Wenn ausländische Arbeiterinnen und Arbeiter, von denen manche erst 16 Jahre alt waren, gegen die für sie geltenden besonders strengen Regeln verstießen, wurden sie in das sogenannte "Notgefängnis" in der Friesstraße eingewiesen, das aus vier Baracken bestand und das wegen der Überfüllung des regulären Gefängnisses in der Ottostraße eingerichtet worden war. Unter den Gefangenen befanden sich Belgier, Franzosen, Holländer, Italiener, Jugoslawen, Polen, Russen, Tschechen und Ukrainer.
In einer Dokumentation der Würzburger Geschichtswerkstatt über das Notgefängnis heißt es, dass alle aus den östlich von Polen gelegenen Gebieten stammenden Gefangenen "durch Arbeit und Mangelernährung vernichtet und getötet werden" sollten.
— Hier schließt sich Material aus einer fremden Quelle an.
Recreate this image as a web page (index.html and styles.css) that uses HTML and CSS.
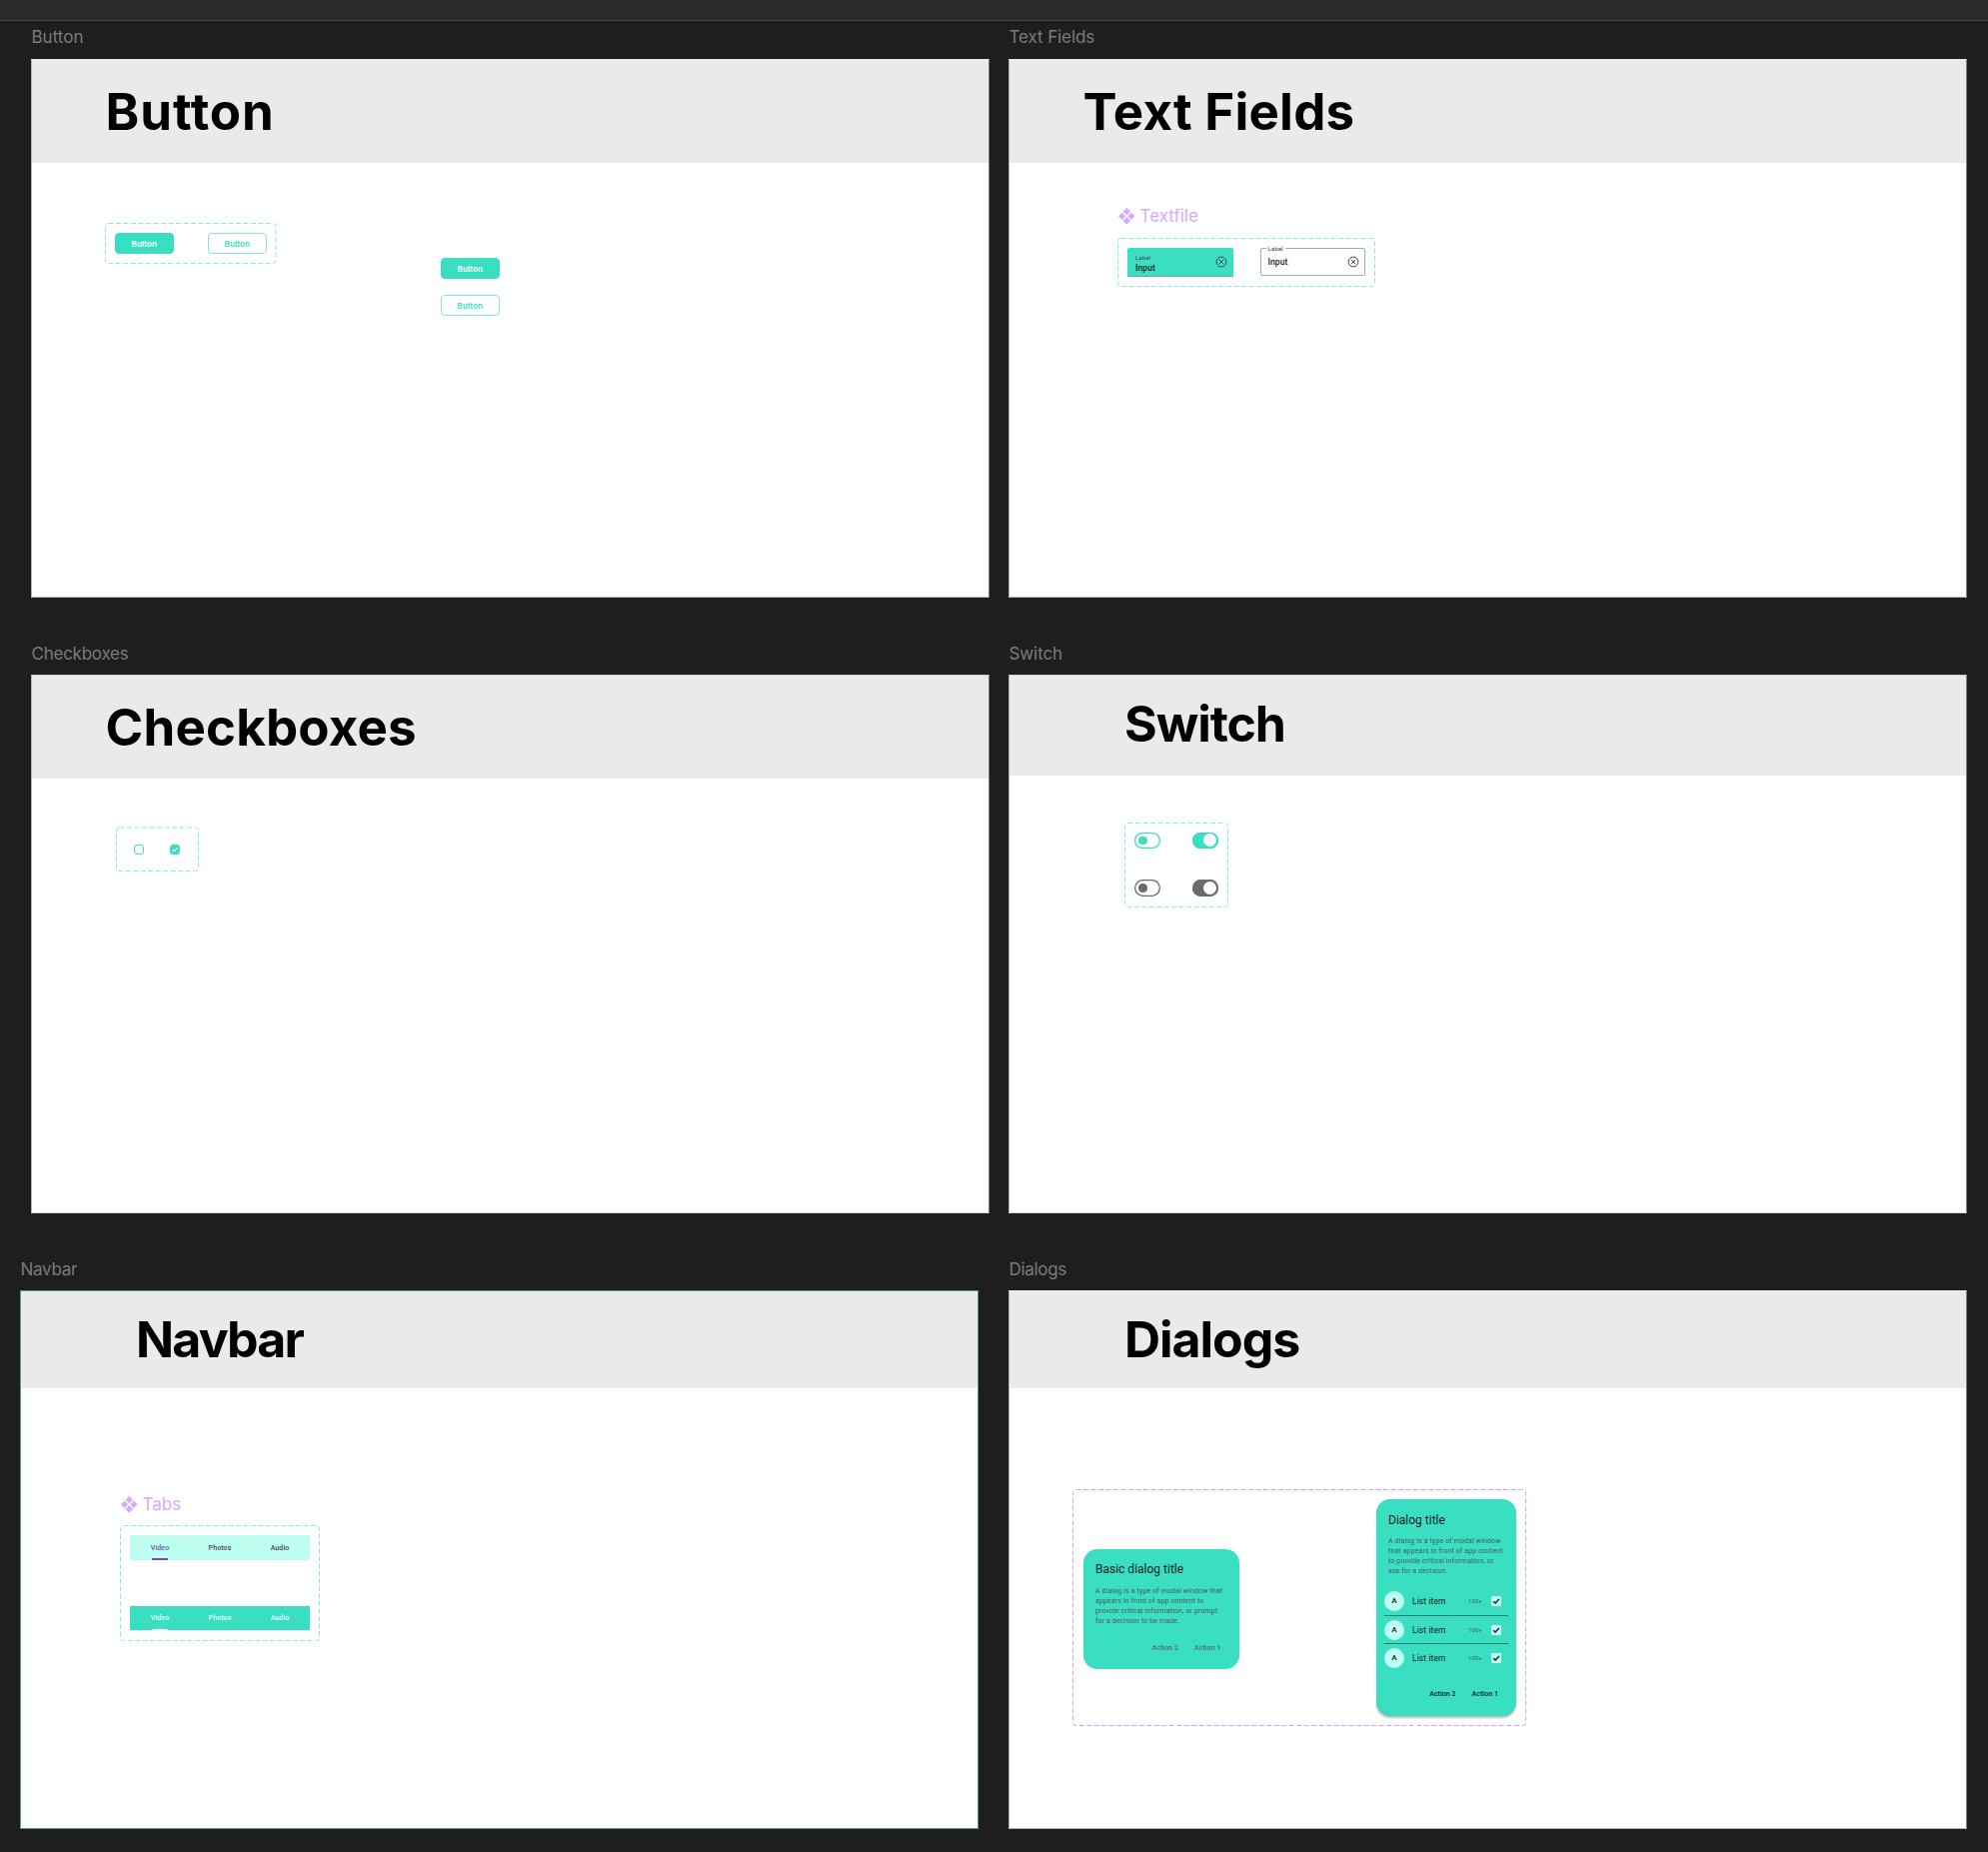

Es existierten zwei Bunker für die Wachmannschaften und das Personal des Lagers, die Schutz bei Luftangriffen bieten sollten. Sie waren mit kleinen Schießscharten ausgestattet, um auf flüchtende Häftlinge, für die natürlich keine Bunker vorhanden waren, schießen zu können. In der Broschüre heißt es, am 16. März 1945 hätten Häftlinge versucht, sich aus dem brennenden Lager in Sicherheit zu bringen und seien auf der Flucht erschossen worden; insgesamt seien in dieser Nacht rund 120 Häftlinge verbrannt oder durch Kugeln getötet worden.
Suche nach einer Unterkunft für die ehemaligen Zwangsarbeiter
Einige Tage später war der Spuk vorbei und die amerikanischen Besatzer sahen sich vor die fast unlösbare Aufgabe gestellt, für Tausende von ehemaligen Zwangsarbeiterinnen und Zwangsarbeitern (DPs, "displaced persons") vor deren eventueller Rückkehr in die Heimat Unterkünfte in der fast völlig zerstörten Stadt zu finden. Der Blick der Amerikaner fiel auf das "Dr.-Goebbels-Haus" am Sanderrasen, das den Luftangriff unzerstört überstanden hatte.
Zunächst waren hier nach dem Einmarsch der Amerikaner deutsche Bewohner Würzburgs gefangenengehalten worden. Doch als diese nach dem Ende der dreitägigen Kämpfe wieder nach Haus gehen durften, diente das Haus als eine von vielen Unterkünften für DPs. Im Juli 1945 wurde es dann Sitz der Stadtverwaltung mit dem von den Amerikanern eingesetzten OB Gustav Pinkenburg an der Spitze.
Lager für "displaced persons" sollte es in Würzburg noch lange geben, denn viele hatten nicht vor, die ihre kommunistisch gewordenen Heimatländer im Osten zurückzukehren. Ihre Unterbringung, ebenso wie die der ausgebombten Würzburger selbst sowie der Tausendenden von Vertriebenen, die Würzburg zugewiesen wurden, stellte die Stadt jahrelang vor größte Probleme.